Speaking to Byrnes was a bit difficult-he spent the conversation fiddling with his two cell phones. I tried to ask him a few basic questions about how one goes about scamming their way through Stanford Law School, about whether he expected it to be a joke going in… about anything to take him away from the phones, really. He mumbled an irony-laced comment about “being, like, a fuckin’ genius” and “contributing to the path of legal thought”; he also told me he prefers rock cocaine to powder. (“Byrnes is the only crack-smoker” of the pair, Marquart later told me.) That was about all I got-one of the cell phones rang.

Instead, I spent most of the time talking to Marquart, who graduated cum laude from HLS despite attending two classes his entire 3L year.

“When I was in college, I always wanted to not go back home,” he said. “For me, home was Eagle Lake, Texas, a town of three thousand people. Our mom still lives there to this day in a double wide. I didn’t want to go back there. I get questions like ‘Didn’t you ever want to be David Souter?’ I didn’t know there was a difference. By the time I got to Harvard Law School, man, I was here, and I wasn’t ever going back. That’s all I ever wanted.”

Marquart started law school a scared-shitless, Southern Baptist graduate of a large state school.
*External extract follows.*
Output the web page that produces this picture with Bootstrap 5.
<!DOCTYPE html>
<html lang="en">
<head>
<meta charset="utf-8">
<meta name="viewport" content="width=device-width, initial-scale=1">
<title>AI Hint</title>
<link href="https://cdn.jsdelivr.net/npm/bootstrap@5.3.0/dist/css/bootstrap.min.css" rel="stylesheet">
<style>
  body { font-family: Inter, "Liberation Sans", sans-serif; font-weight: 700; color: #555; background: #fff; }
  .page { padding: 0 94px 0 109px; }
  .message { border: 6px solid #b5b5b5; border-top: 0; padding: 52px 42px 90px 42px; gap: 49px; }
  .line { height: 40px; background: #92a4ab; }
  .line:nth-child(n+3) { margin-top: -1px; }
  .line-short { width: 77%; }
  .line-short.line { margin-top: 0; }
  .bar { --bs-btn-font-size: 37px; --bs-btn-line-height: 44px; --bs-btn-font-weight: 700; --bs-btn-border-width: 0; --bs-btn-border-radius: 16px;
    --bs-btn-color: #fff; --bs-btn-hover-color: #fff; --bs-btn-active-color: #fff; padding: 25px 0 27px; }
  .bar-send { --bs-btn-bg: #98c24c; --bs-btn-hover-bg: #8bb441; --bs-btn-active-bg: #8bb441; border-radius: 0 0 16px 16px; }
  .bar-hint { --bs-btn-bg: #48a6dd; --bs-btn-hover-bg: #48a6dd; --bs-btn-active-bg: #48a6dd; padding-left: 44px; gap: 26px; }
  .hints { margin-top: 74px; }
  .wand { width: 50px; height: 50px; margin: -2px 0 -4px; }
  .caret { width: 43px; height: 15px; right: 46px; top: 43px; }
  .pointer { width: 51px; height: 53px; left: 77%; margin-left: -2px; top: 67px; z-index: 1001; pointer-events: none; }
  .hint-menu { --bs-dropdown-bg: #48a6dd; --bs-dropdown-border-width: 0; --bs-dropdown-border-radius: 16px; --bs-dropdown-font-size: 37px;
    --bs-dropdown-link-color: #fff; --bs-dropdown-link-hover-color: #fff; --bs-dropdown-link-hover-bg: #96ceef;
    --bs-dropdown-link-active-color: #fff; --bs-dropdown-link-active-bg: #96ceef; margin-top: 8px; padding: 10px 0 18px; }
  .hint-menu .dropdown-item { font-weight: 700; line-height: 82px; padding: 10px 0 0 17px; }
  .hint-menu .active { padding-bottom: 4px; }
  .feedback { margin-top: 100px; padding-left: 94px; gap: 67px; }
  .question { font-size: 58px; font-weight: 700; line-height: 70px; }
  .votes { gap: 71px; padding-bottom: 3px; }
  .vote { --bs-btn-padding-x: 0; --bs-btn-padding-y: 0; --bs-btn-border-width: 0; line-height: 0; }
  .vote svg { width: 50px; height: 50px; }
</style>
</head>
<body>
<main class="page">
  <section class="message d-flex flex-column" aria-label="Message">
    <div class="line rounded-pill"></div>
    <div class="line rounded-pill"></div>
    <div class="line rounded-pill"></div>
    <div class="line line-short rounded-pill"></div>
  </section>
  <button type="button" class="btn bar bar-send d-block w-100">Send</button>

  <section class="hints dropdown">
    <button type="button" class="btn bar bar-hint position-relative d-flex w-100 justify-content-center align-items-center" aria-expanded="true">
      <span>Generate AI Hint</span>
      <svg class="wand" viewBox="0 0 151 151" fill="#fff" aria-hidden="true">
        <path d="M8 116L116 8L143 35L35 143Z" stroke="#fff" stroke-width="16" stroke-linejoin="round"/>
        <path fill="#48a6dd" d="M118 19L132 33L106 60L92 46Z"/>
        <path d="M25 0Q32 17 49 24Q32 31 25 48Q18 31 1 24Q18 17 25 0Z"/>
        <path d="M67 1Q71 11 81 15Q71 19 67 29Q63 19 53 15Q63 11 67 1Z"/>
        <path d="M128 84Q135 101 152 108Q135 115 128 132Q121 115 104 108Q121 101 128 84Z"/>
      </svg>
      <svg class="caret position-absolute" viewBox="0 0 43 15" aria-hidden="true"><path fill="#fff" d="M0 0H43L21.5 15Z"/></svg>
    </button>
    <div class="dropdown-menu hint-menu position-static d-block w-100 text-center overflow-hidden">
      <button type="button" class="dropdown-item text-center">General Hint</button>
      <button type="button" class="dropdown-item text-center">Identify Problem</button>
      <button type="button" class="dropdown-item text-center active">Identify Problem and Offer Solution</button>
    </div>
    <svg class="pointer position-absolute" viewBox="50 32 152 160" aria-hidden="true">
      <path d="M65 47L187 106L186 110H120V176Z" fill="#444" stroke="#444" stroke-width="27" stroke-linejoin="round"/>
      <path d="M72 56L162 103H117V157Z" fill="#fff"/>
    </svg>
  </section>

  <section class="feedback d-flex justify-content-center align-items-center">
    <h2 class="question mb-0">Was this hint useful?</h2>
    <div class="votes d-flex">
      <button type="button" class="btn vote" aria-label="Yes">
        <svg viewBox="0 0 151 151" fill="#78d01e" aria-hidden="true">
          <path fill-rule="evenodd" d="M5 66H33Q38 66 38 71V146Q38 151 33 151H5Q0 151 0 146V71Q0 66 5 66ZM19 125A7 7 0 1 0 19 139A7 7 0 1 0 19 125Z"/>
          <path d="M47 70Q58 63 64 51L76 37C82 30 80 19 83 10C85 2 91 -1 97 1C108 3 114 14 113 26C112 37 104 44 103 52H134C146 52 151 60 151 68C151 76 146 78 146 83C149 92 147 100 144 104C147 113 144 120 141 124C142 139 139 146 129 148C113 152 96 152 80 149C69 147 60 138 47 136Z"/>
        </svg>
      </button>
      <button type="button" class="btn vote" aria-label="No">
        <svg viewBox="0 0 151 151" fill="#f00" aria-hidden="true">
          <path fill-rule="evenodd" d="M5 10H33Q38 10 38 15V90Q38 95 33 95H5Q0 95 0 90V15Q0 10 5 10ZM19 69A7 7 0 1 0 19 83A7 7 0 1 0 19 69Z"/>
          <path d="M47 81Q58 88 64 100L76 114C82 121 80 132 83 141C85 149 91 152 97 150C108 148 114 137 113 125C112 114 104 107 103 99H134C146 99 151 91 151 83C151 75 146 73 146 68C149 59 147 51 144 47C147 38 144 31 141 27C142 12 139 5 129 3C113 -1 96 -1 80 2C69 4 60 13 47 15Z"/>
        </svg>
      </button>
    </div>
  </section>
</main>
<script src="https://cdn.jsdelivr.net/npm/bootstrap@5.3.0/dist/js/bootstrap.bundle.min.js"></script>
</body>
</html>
By the time first-semester grades rolled around, he was neither scared nor Southern Baptist.

“Being a Southern Baptist is no different than being at Harvard Law School,” he said. “You quickly understand that everyone is just transacting on the cachet of the thing, and nobody is really into the thing.”
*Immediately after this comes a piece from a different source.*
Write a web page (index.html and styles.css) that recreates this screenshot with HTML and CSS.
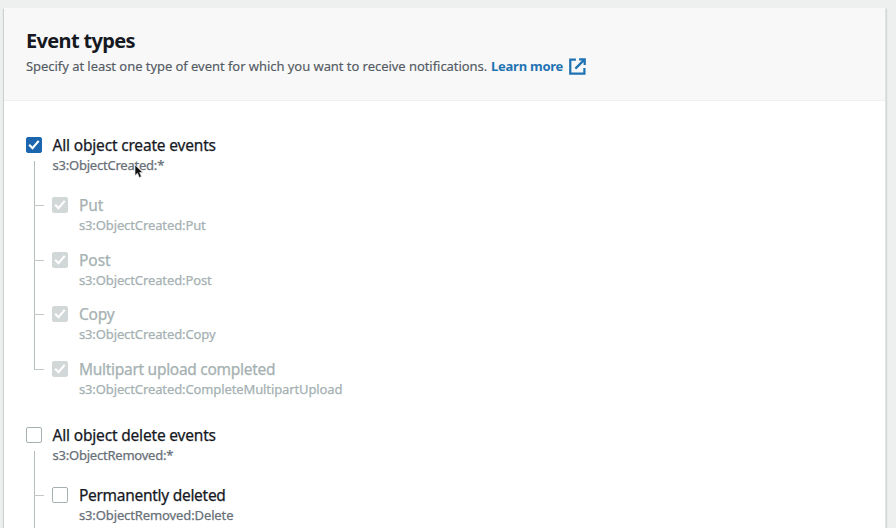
FILE: index.html
```
<!DOCTYPE html>
<html lang="en">
<head>
<meta charset="utf-8">
<title>Event types</title>
<link rel="stylesheet" href="styles.css">
</head>
<body>
<main class="panel">
  <header class="panel-header">
    <h1>Event types</h1>
    <p class="intro"><span class="intro-text">Specify at least one type of event for which you want to receive notifications.</span><a class="learn" href="#">Learn more</a><svg class="external" viewBox="0 0 16 16"><path d="M6.5 1.5H1.2v13.3h13.3V9.5M9.5 1.2h5.3v5.3M14.5 1.5L6 10"/></svg></p>
  </header>
  <section class="events">
    <div class="group">
      <div class="event parent"><span class="box checked"><svg viewBox="0 0 16 16"><path d="M3.2 7.8L6.5 11.2L12.7 3.9"/></svg></span><div><div class="name">All object create events</div><div class="code code-all">s3:ObjectCreated:*</div></div></div>
      <ul class="children">
        <li class="event disabled"><span class="box checked"><svg viewBox="0 0 16 16"><path d="M3.2 7.8L6.5 11.2L12.7 3.9"/></svg></span><div><div class="name name-short">Put</div><div class="code">s3:ObjectCreated:Put</div></div></li>
        <li class="event disabled"><span class="box checked"><svg viewBox="0 0 16 16"><path d="M3.2 7.8L6.5 11.2L12.7 3.9"/></svg></span><div><div class="name name-short">Post</div><div class="code">s3:ObjectCreated:Post</div></div></li>
        <li class="event disabled"><span class="box checked"><svg viewBox="0 0 16 16"><path d="M3.2 7.8L6.5 11.2L12.7 3.9"/></svg></span><div><div class="name">Copy</div><div class="code">s3:ObjectCreated:Copy</div></div></li>
        <li class="event disabled"><span class="box checked"><svg viewBox="0 0 16 16"><path d="M3.2 7.8L6.5 11.2L12.7 3.9"/></svg></span><div><div class="name name-long">Multipart upload completed</div><div class="code">s3:ObjectCreated:CompleteMultipartUpload</div></div></li>
      </ul>
    </div>
    <div class="group">
      <div class="event parent"><span class="box"></span><div><div class="name">All object delete events</div><div class="code code-all">s3:ObjectRemoved:*</div></div></div>
      <ul class="children">
        <li class="event"><span class="box"></span><div><div class="name name-long">Permanently deleted</div><div class="code">s3:ObjectRemoved:Delete</div></div></li>
      </ul>
    </div>
  </section>
</main>
<svg class="cursor" viewBox="0 0 10 15"><path d="M1 1v10.5l2.5-2.3 1.8 4.3 2.1-.9-1.8-4.1h3.2z"/></svg>
</body>
</html>
```
FILE: styles.css
```
* { box-sizing: border-box; }
body {
  margin: 0;
  padding: 8px 0 0 4px;
  height: 528px;
  overflow: hidden;
  background: #eef0f0;
  font-family: "Noto Sans", "Open Sans", sans-serif;
}
.panel {
  width: 882px;
  height: 520px;
  background: #fff;
  border-right: 1px solid #e2e4e4;
  box-shadow: -1px 1px 1px #cdd1d1, 1px 1px 1px #d5d8d8;
}
.panel-header {
  height: 93px;
  padding: 19px 22px 0;
  background: #f8f8f8;
  border-bottom: 1px solid #eeefef;
}
h1 { margin: 0; font-size: 20px; line-height: 27px; font-weight: 700; color: #16191f; letter-spacing: -0.65px; }
.intro {
  display: flex;
  align-items: center;
  margin: 2px 0 0;
  font-size: 13px;
  line-height: 20px;
  color: #545b64;
  white-space: nowrap;
}
.intro-text { width: 465px; letter-spacing: -0.05px; -webkit-text-stroke: 0.15px currentColor; }
.learn { width: 78px; color: #1f73b3; font-weight: 700; text-decoration: none; letter-spacing: -0.25px; }
.external { width: 17px; height: 17px; overflow: visible; fill: none; stroke: #1f73b3; stroke-width: 2.1; }
.events { height: 427px; padding: 33px 22px 0; overflow: hidden; }
.group { height: 290px; }
.group:last-child { overflow: hidden; }
.event { display: flex; white-space: nowrap; }
.box {
  width: 16px;
  height: 16px;
  margin: 3px 10.5px 0 0;
  flex: none;
  border: 1px solid #a5b0b2;
  border-radius: 2px;
  background: #fff;
}
.box svg { display: block; width: 16px; height: 16px; margin: -1px; fill: none; stroke: #fff; stroke-width: 2.2; }
.box.checked { background: #1b66ae; border-color: #1b66ae; }
.name { font-size: 15.5px; line-height: 22px; color: #16191f; letter-spacing: -0.18px; -webkit-text-stroke: 0.25px currentColor; }
.name-short { letter-spacing: 0; }
.name-long { letter-spacing: -0.28px; }
.code { font-size: 13px; line-height: 18px; color: #687078; letter-spacing: -0.11px; -webkit-text-stroke: 0.25px currentColor; }
.code-all { letter-spacing: -0.22px; }
.disabled .box { background: #d2d7d8; border-color: #d2d7d8; }
.disabled .name, .disabled .code { color: #a5b1b2; }
.children {
  position: relative;
  list-style: none;
  margin: 0 0 0 8px;
  padding: 20px 0 0 18.4px;
}
.children::before {
  content: "";
  position: absolute;
  left: 0;
  top: -13px;
  width: 1px;
  height: 209px;
  background: #b5bebf;
}
.children .event { position: relative; height: 54.7px; }
.children .event::before {
  content: "";
  position: absolute;
  left: -18px;
  top: 11px;
  width: 10px;
  height: 1px;
  background: #c0c8c8;
}
.cursor { position: absolute; left: 134px; top: 164px; width: 10px; height: 15px; overflow: visible; fill: #111; stroke: #ddd; stroke-width: .7; }
```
Certainly not Marquart, who had few good things (or anything at all) to say about most HLS professors, save Professor Charles Nesson, whom he called “kind” and “honest.” “Most of them weren’t very in touch,” he said simply. “They weren’t my kind of people.”
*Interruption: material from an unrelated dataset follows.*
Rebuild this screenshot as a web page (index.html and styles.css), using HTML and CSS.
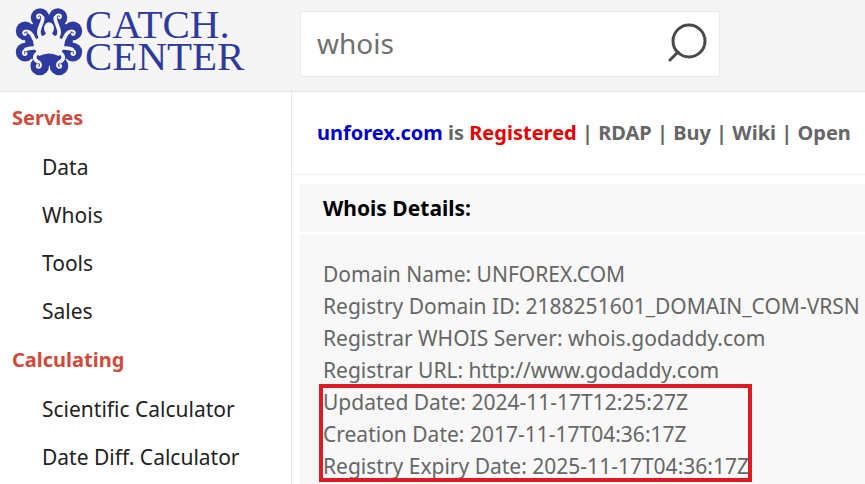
FILE: index.html
```html
<!DOCTYPE html>
<html lang="en">
<head>
    <meta charset="UTF-8">
    <meta name="viewport" content="width=device-width, initial-scale=1.0">
    <title>Whois - Catch.Center</title>
    <link rel="stylesheet" href="styles.css">
</head>
<body>
    <header class="header">
        <a class="logo" href="#">
            <svg class="logo-mark" viewBox="20 18 204 208" aria-hidden="true">
                <g fill="#2f3a9e">
                    <circle cx="122" cy="122" r="72"/>
                    <circle cx="95" cy="50" r="28"/>
                    <circle cx="149" cy="50" r="28"/>
                    <circle cx="194" cy="90" r="28"/>
                    <circle cx="194" cy="154" r="28"/>
                    <circle cx="152" cy="196" r="28"/>
                    <circle cx="94" cy="196" r="28"/>
                    <circle cx="50" cy="154" r="28"/>
                    <circle cx="50" cy="90" r="28"/>
                </g>
                <g fill="#f5f5f5">
                    <ellipse cx="122" cy="82" rx="15" ry="18"/>
                    <path d="M113 90Q115 104 96 106L74 122L78 144L92 166Q122 150 152 166L166 144L170 122L148 106Q129 104 131 90Z"/>
                </g>
                <g fill="none" stroke="#f5f5f5" stroke-linecap="round">
                    <path stroke-width="11" d="M102 114C76 94 106 68 103 50M142 114C168 94 138 68 141 50M88 124C72 122 78 102 62 94M156 124C172 122 166 102 182 94M90 138C72 146 68 138 52 146M154 138C172 146 176 138 192 146M96 154C76 160 74 174 88 183M148 154C168 160 170 174 156 183"/>
                    <path stroke-width="6" d="M103 52C102 37 86 38 86 47C86 53 92 53 93 49M141 52C142 37 158 38 158 47C158 53 152 53 151 49M64 93C52 84 42 92 45 99C48 105 54 101 52 98M180 93C192 84 202 92 199 99C196 105 190 101 192 98M54 145C41 148 40 162 50 163C56 162 55 157 52 156M190 145C203 148 204 162 194 163C188 162 189 157 192 156M86 180C101 184 101 201 90 201C83 200 84 193 89 193M158 180C143 184 143 201 154 201C161 200 160 193 155 193"/>
                </g>
            </svg>
            <span class="logo-text">CATCH.<br>CENTER</span>
        </a>
        <form class="search" role="search">
            <input class="search-input" type="text" name="q" value="whois" aria-label="Search">
            <button class="search-btn" type="submit" aria-label="Search">
                <svg viewBox="0 0 40 40" fill="none" stroke="#4a4a4a" stroke-width="3" stroke-linecap="round">
                    <circle cx="21" cy="18" r="16"/>
                    <path d="M10 29L2 37"/>
                </svg>
            </button>
        </form>
    </header>

    <div class="layout">
        <nav class="sidebar">
            <h2>Servies</h2>
            <ul>
                <li><a href="#">Data</a></li>
                <li><a href="#">Whois</a></li>
                <li><a href="#">Tools</a></li>
                <li><a href="#">Sales</a></li>
            </ul>
            <h2>Calculating</h2>
            <ul>
                <li><a href="#">Scientific Calculator</a></li>
                <li><a href="#">Date Diff. Calculator</a></li>
            </ul>
        </nav>

        <main class="content">
            <div class="status">
                <a class="domain" href="#">unforex.com</a> is <span class="registered">Registered</span> | <a href="#">RDAP</a> | <a href="#">Buy</a> | <a href="#">Wiki</a> | <a href="#">Open</a>
            </div>
            <section class="panel">
                <h1>Whois Details:</h1>
                <div class="details">
                    <p>Domain Name: UNFOREX.COM</p>
                    <p>Registry Domain ID: 2188251601_DOMAIN_COM-VRSN</p>
                    <p>Registrar WHOIS Server: whois.godaddy.com</p>
                    <p>Registrar URL: http://www.godaddy.com</p>
                    <div class="dates">
                        <p>Updated Date: 2024-11-17T12:25:27Z</p>
                        <p>Creation Date: 2017-11-17T04:36:17Z</p>
                        <p>Registry Expiry Date: 2025-11-17T04:36:17Z</p>
                    </div>
                </div>
            </section>
        </main>
    </div>
</body>
</html>
```

FILE: styles.css
```css
* {
    margin: 0;
    padding: 0;
    box-sizing: border-box;
}

body {
    font-family: "Noto Sans", "Open Sans", sans-serif;
    font-size: 21px;
    background: #ffffff;
    color: #666666;
    min-height: 100vh;
    display: flex;
    flex-direction: column;
    overflow: hidden;
}

a {
    color: inherit;
    text-decoration: none;
}

.header {
    display: grid;
    grid-template-columns: 285px minmax(0, 420px);
    column-gap: 15px;
    align-items: center;
    padding: 3px 0 6px;
    height: 92px;
    background: #f5f5f5;
    border-bottom: 1px solid #e6e6e6;
}

.logo {
    display: flex;
    align-items: center;
    gap: 2px;
    padding: 0 0 6px 15px;
    color: #2f3a9e;
}

.logo-mark {
    width: 68px;
    height: 69px;
}

.logo-text {
    font-family: "Liberation Serif", serif;
    font-size: 41px;
    line-height: 32px;
    padding-bottom: 2px;
}

.search {
    display: flex;
    align-items: center;
    height: 66px;
    padding: 0 11px 2px 16px;
    background: #ffffff;
    border: 1px solid #e8e8e8;
    border-radius: 2px;
}

.search-input {
    flex: 1;
    min-width: 0;
    border: none;
    outline: none;
    background: transparent;
    color: #707070;
    font-family: inherit;
    font-size: 28px;
}

.search-btn {
    width: 40px;
    height: 40px;
    border: none;
    background: none;
    cursor: pointer;
}

.search-btn svg {
    display: block;
    width: 40px;
    height: 40px;
}

.layout {
    flex: 1;
    display: grid;
    grid-template-columns: 292px minmax(0, 1fr);
}

.sidebar {
    padding: 1px 12px 0;
    border-right: 1px solid #e8e8e8;
    color: #222222;
}

.sidebar h2 {
    color: #d04a3c;
    font-size: 20px;
    line-height: 50px;
}

.sidebar ul {
    list-style: none;
    padding-left: 30px;
}

.sidebar li {
    line-height: 48px;
}

.content {
    display: flex;
    flex-direction: column;
}

.status {
    padding-left: 25px;
    font-size: 20px;
    line-height: 82px;
    font-weight: bold;
    white-space: nowrap;
    border-bottom: 1px solid #eeeeee;
}

.domain {
    color: #0000cc;
}

.registered {
    color: #e60000;
}

.panel {
    flex: 1;
    display: flex;
    flex-direction: column;
    gap: 2px;
    padding: 9px 0 0 8px;
}

.panel h1 {
    padding-left: 23px;
    background: #f8f8f8;
    color: #000000;
    font-size: 21px;
    line-height: 48px;
}

.details {
    flex: 1;
    padding: 24px 0 0 23px;
    background: #f8f8f8;
    line-height: 32px;
    white-space: nowrap;
}

/* red frame drawn over the date lines */
.dates {
    position: relative;
    width: fit-content;
}

.dates::after {
    content: "";
    position: absolute;
    inset: -2px -3px 0 -4px;
    border: 4px solid #dc1c24;
}
```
Marquart’s class-passing recipe sounded simple enough-get a good outline from “someone who knows their shit and can get it done in 20 pages,” and do the reading only if you have to. He seems to have slipped through unscathed-only one professor ever sent him an e-mail asking him to come to class once in awhile.

As Marquart answered my questions and sipped his half-fifth of whiskey, Byrnes was busy downing his Jack Daniels-half a handle of which was gone. Today, Byrnes divides his time at Quinn as a bike messenger and a lawyer-and bills his time as such. I asked him what his reaction is to people who question whether the stories of his exploits-the women, the drugs, moving to Los Angeles for his 3L year even this whole bike messenger thing-are true.

“Did I tell you how many fucking times I got laid?” he asked. “I got laid a fucking lot.” The irony, amid all the whiskey, was lost, if ever there.

So I returned to Marquart, leaving Byrnes to try and drink from a full Poland Spring water tank directly from the tank. Marquart declined to share any salacious sex stories, other than the decidedly lurid-and utterly disgusting-tale of the seafood-farting prostitute, which he readily admits is, “the worst thing I’ve ever done…. My mom was a little scared by that story.”

Marquart said that despite the book’s raunchy-and often illegal-content, his firm isn’t worried about he and Byrne’s extracurricular conduct.

“If it said we were writing bad briefs or coming to court high, that would be one thing. But we tell them, look, all that stuff’s in our past. And we do really good work.”

But if Marquart found law school and law school people so detestable, I asked him, did he hate being a lawyer, too?

“The same people who you’re in law school people with are the same people who become lawyers. People sort of prepare to be assholes in law school and then go and excel at it as lawyers,” he said. “But what I like about it is, the law itself is a pretty even playing field. By that I mean, I’m in litigation, and when it really comes down to it, it’s who can tell the better story, just like Nesson says. It doesn’t matter where you went to school, it doesn’t matter what grades you got, it doesn’t matter who your daddy is. You’ve got to go in there and tell 12 people that don’t care who your daddy is a good story, and I enjoy that. I enjoy that it’s real, that it matters.”

To Marquart, honesty is something hard to find in legal types. “The people sitting around right here, you can tell, all these people are cool. The most important thing in law school is finding the few people who are honest, who you can open up to. When you find those people, make them your friends, because there aren’t many people like them.”

So despite the complaints, despite the closed-mindedness and the assholes and the boredom, was law school enjoyable?

“Yes,” Marquart said. “I enjoyed my experience. I would have to say I did.”